Forget the words behind the mission statement of the police in California. Vehicle checkpoints to catch DUI offenders has turned into a mass of impounds for unlicensed drivers. Who profits? You guessed it.
"In the course of its examination, the Investigative Reporting Program reviewed hundreds of pages of city financial records and police reports, and analyzed data documenting the results from every checkpoint that received state funding during the past two years. Among the findings: Sobriety checkpoints frequently screen traffic within, or near, Hispanic neighborhoods. Cities where Hispanics represent a majority of the population are seizing cars at three times the rate of cities with small minority populations. In South Gate, a Los Angeles County city where Hispanics make up 92 percent of the population, police confiscated an average of 86 vehicles per operation last fiscal year. The seizures appear to defy a 2005 federal appellate court ruling that determined police cannot impound cars solely because the driver is unlicensed. In fact, police across the state have ratcheted up vehicle seizures. Last year, officers impounded more than 24,000 cars and trucks at checkpoints. That total is roughly seven times higher than the 3,200 drunken driving arrests at roadway operations.
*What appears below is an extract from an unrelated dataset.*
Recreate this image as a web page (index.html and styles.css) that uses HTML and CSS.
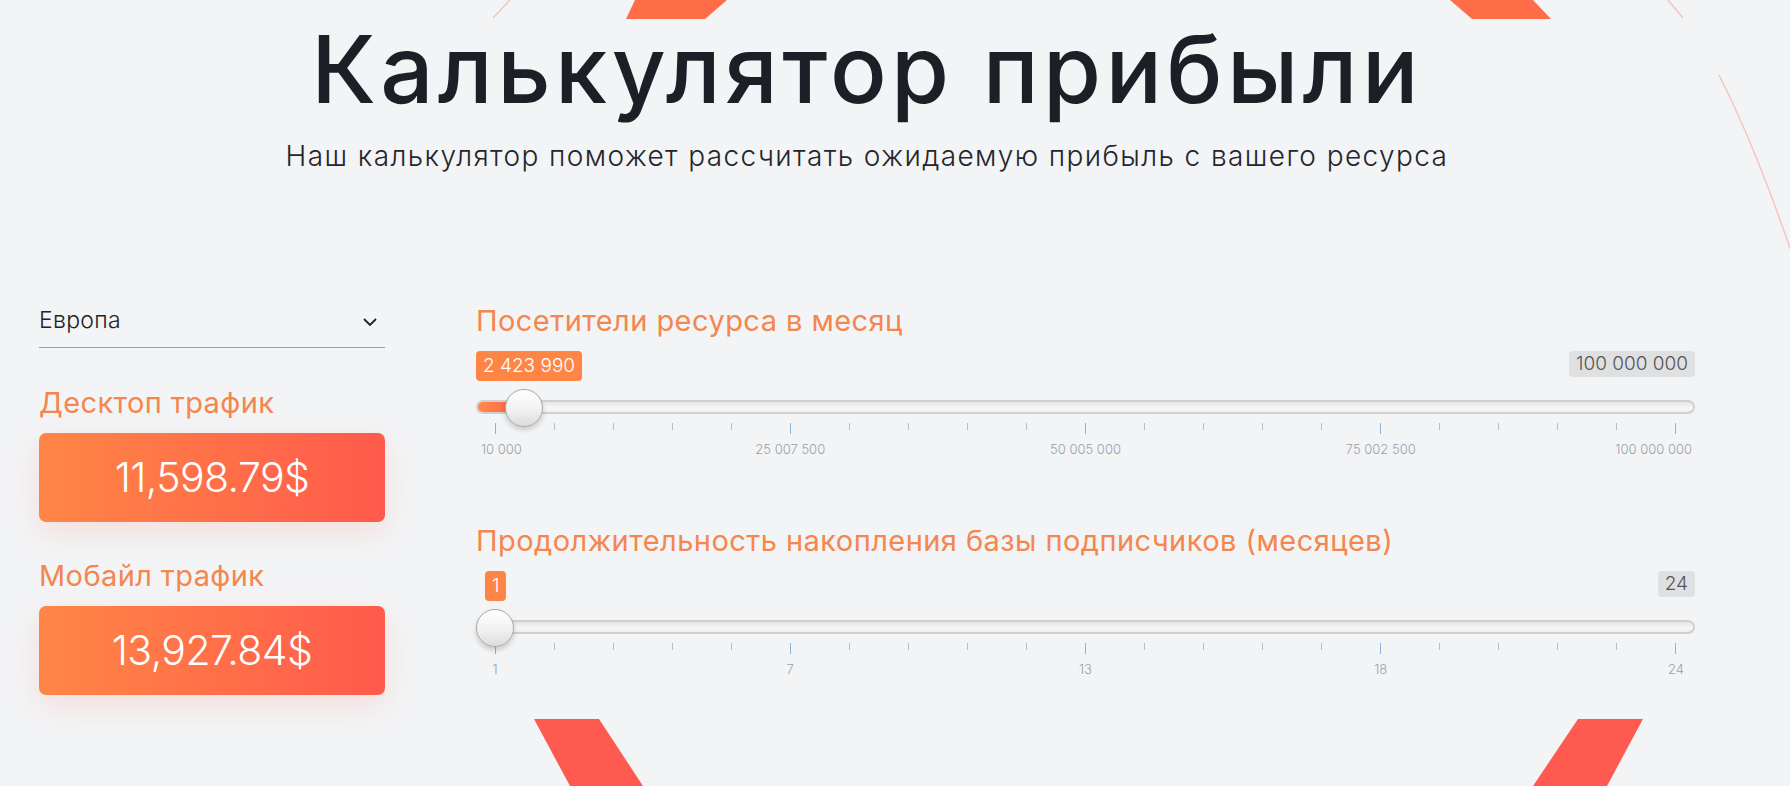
FILE: index.html
```html
<!DOCTYPE html>
<html lang="ru">
<head>
<meta charset="utf-8">
<title>Калькулятор прибыли</title>
<link rel="stylesheet" href="styles.css">
</head>
<body>
<div class="bg" aria-hidden="true">
  <svg class="bg-art" width="1790" height="786" viewBox="0 0 1790 786">
    <polygon class="ring-top" points="635,0 727,0 705,19 626,19"/>
    <polygon class="ring-top" points="1450,0 1533,0 1551,19 1472,19"/>
    <polygon class="ring-bottom" points="534,719 599,719 643,786 570,786"/>
    <polygon class="ring-bottom" points="1578,719 1643,719 1607,786 1533,786"/>
    <path class="thin" d="M510 0 L493 18"/>
    <path class="thin" d="M1668 0 L1683 18"/>
    <path class="thin" d="M1719 75 Q1756 148 1792 254"/>
  </svg>
</div>
<div class="page">
  <header class="hero">
    <h1 class="title">Калькулятор прибыли</h1>
    <p class="subtitle">Наш калькулятор поможет рассчитать ожидаемую прибыль с вашего ресурса</p>
  </header>
  <div class="calc">
    <aside class="results">
      <div class="select">
        <span class="select-value">Европа</span>
        <svg class="chev" width="14" height="8" viewBox="0 0 14 8"><path d="M1 1 L7 7 L13 1"/></svg>
      </div>
      <div class="result">
        <div class="result-label">Десктоп трафик</div>
        <div class="result-box">11,598.79$</div>
      </div>
      <div class="result">
        <div class="result-label">Мобайл трафик</div>
        <div class="result-box">13,927.84$</div>
      </div>
    </aside>
    <div class="sliders">
      <div class="field">
        <div class="field-label">Посетители ресурса в месяц</div>
        <div class="slider">
          <div class="slider-badges">
            <span class="badge badge-from">2 423 990</span>
            <span class="badge badge-max">100 000 000</span>
          </div>
          <div class="track-area">
            <div class="track"><div class="fill" style="width:48px"></div></div>
            <div class="handle" style="left:29px"></div>
          </div>
          <div class="grid">
            <div class="ticks">
              <i class="tick major"></i><i class="tick"></i><i class="tick"></i><i class="tick"></i><i class="tick"></i>
              <i class="tick major"></i><i class="tick"></i><i class="tick"></i><i class="tick"></i><i class="tick"></i>
              <i class="tick major"></i><i class="tick"></i><i class="tick"></i><i class="tick"></i><i class="tick"></i>
              <i class="tick major"></i><i class="tick"></i><i class="tick"></i><i class="tick"></i><i class="tick"></i>
              <i class="tick major"></i>
            </div>
            <div class="grid-labels">
              <span class="grid-label grid-label-start" style="left:0%">10 000</span>
              <span class="grid-label" style="left:25%">25 007 500</span>
              <span class="grid-label" style="left:50%">50 005 000</span>
              <span class="grid-label" style="left:75%">75 002 500</span>
              <span class="grid-label grid-label-end" style="left:100%">100 000 000</span>
            </div>
          </div>
        </div>
      </div>
      <div class="field">
        <div class="field-label">Продолжительность накопления базы подписчиков (месяцев)</div>
        <div class="slider">
          <div class="slider-badges">
            <span class="badge badge-from" style="margin-left:9px">1</span>
            <span class="badge badge-max">24</span>
          </div>
          <div class="track-area">
            <div class="track"><div class="fill" style="width:0px"></div></div>
            <div class="handle" style="left:0px"></div>
          </div>
          <div class="grid">
            <div class="ticks">
              <i class="tick major"></i><i class="tick"></i><i class="tick"></i><i class="tick"></i><i class="tick"></i>
              <i class="tick major"></i><i class="tick"></i><i class="tick"></i><i class="tick"></i><i class="tick"></i>
              <i class="tick major"></i><i class="tick"></i><i class="tick"></i><i class="tick"></i><i class="tick"></i>
              <i class="tick major"></i><i class="tick"></i><i class="tick"></i><i class="tick"></i><i class="tick"></i>
              <i class="tick major"></i>
            </div>
            <div class="grid-labels">
              <span class="grid-label" style="left:0%">1</span>
              <span class="grid-label" style="left:25%">7</span>
              <span class="grid-label" style="left:50%">13</span>
              <span class="grid-label" style="left:75%">18</span>
              <span class="grid-label" style="left:100%">24</span>
            </div>
          </div>
        </div>
      </div>
    </div>
  </div>
</div>
</body>
</html>
```

FILE: styles.css
```css
* { box-sizing: border-box; }
html, body { margin: 0; padding: 0; }
body {
  background: #f3f4f6;
  font-family: Inter, "Noto Sans", sans-serif;
  color: #1d1e26;
  width: 1790px;
  height: 786px;
  overflow: hidden;
  position: relative;
}
.bg { position: absolute; left: 0; top: 0; width: 1790px; height: 786px; z-index: 0; pointer-events: none; }
.bg-art { display: block; }
.ring-top { fill: #ff6c48; }
.ring-bottom { fill: #ff5a50; }
.thin { fill: none; stroke: #f6c4c1; stroke-width: 1.5; }

.page {
  position: relative;
  z-index: 1;
  width: 1656px;
  margin-left: 39px;
  padding-top: 22px;
}
.hero { text-align: center; }
.title {
  margin: 0;
  font-size: 94px;
  line-height: 94px;
  font-weight: 500;
  color: #1d1e26;
  letter-spacing: 4.3px;
}
.subtitle {
  margin: 27px 0 0;
  font-size: 28px;
  line-height: 27px;
  font-weight: 300;
  color: #25262b;
  letter-spacing: 1.4px;
}

.calc { display: flex; margin-top: 133px; }
.results { width: 346px; flex: none; padding-top: 3px; }
.select {
  display: flex;
  justify-content: space-between;
  align-items: center;
  font-size: 23px;
  line-height: 28px;
  font-weight: 300;
  color: #222;
  padding: 0 8px 13px 0;
  border-bottom: 1px solid #f2806b;
  letter-spacing: 0.3px;
}
.chev { display: block; margin-top: 4px; }
.chev path { fill: none; stroke: #222; stroke-width: 1.8; }
.result { margin-top: 37px; }
.result + .result { margin-top: 36px; }
.result-label {
  font-size: 29px;
  line-height: 36px;
  color: #f5864e;
  letter-spacing: 0.4px;
}
.result-box {
  margin-top: 12px;
  height: 89px;
  border-radius: 7px;
  background: linear-gradient(90deg, #ff8646 0%, #ff5a4c 100%);
  color: #fff;
  font-size: 41px;
  line-height: 89px;
  font-weight: 300;
  letter-spacing: -0.6px;
  text-align: center;
  box-shadow: 0 10px 30px rgba(255, 110, 80, 0.16);
}

.sliders { flex: 1; margin-left: 91px; }
.field + .field { margin-top: 66px; }
.field-label {
  font-size: 29px;
  line-height: 36px;
  color: #f5864e;
  letter-spacing: 0.45px;
}
.slider { margin-top: 12px; }
.slider-badges { display: flex; justify-content: space-between; align-items: flex-start; height: 30px; }
.badge {
  display: block;
  font-size: 19px;
  font-weight: 300;
  padding: 0 7px;
  border-radius: 4px;
}
.badge-from { background: #ff8547; color: #fff; line-height: 30px; }
.badge-max { background: #dfe0e2; color: #555; line-height: 26px; }

.track-area { position: relative; height: 34px; margin-top: 8px; padding-top: 11px; }
.track {
  height: 14px;
  border-radius: 7px;
  border: 2px solid #d0d0d0;
  background: linear-gradient(180deg, #e6e6e6 0%, #f7f7f7 60%, #efefef 100%);
  overflow: hidden;
}
.fill {
  height: 100%;
  background: linear-gradient(90deg, #ff8a48, #ff5846);
}
.handle {
  position: absolute;
  top: 0;
  width: 38px;
  height: 38px;
  border-radius: 50%;
  border: 1.5px solid #a9a9a9;
  background: linear-gradient(180deg, #ffffff 0%, #f1f1f1 55%, #dcdcdc 100%);
  box-shadow: 0 3px 5px rgba(0, 0, 0, 0.18);
}

.grid { padding: 0 19px; }
.ticks { display: flex; justify-content: space-between; align-items: flex-start; height: 11px; }
.tick { display: block; width: 1px; height: 7px; background: #b9bec4; }
.tick.major { height: 11px; background: #8db3da; }
.grid-labels { position: relative; height: 16px; margin-top: 7px; }
.grid-label {
  position: absolute;
  top: 0;
  font-size: 13px;
  line-height: 16px;
  font-weight: 300;
  color: #9aa1a9;
  white-space: nowrap;
  transform: translateX(-50%);
}
.grid-label-start { transform: translateX(-14px); }
.grid-label-end { transform: translateX(calc(-100% + 16px)); }
```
The percentage of vehicle seizures has increased 53 percent statewide compared to 2007."
Yes, those unlicensed drivers, many of them immigrants (remember that in many states, including California, immigrants cannot obtain a driver's license), are far more dangerous to other drivers than those pesky drunk drivers. Let's arrest the drunks (who are often repeat offenders) but let them retain their cars while we impound the vehicles of those who are unlicensed yet otherwise sober.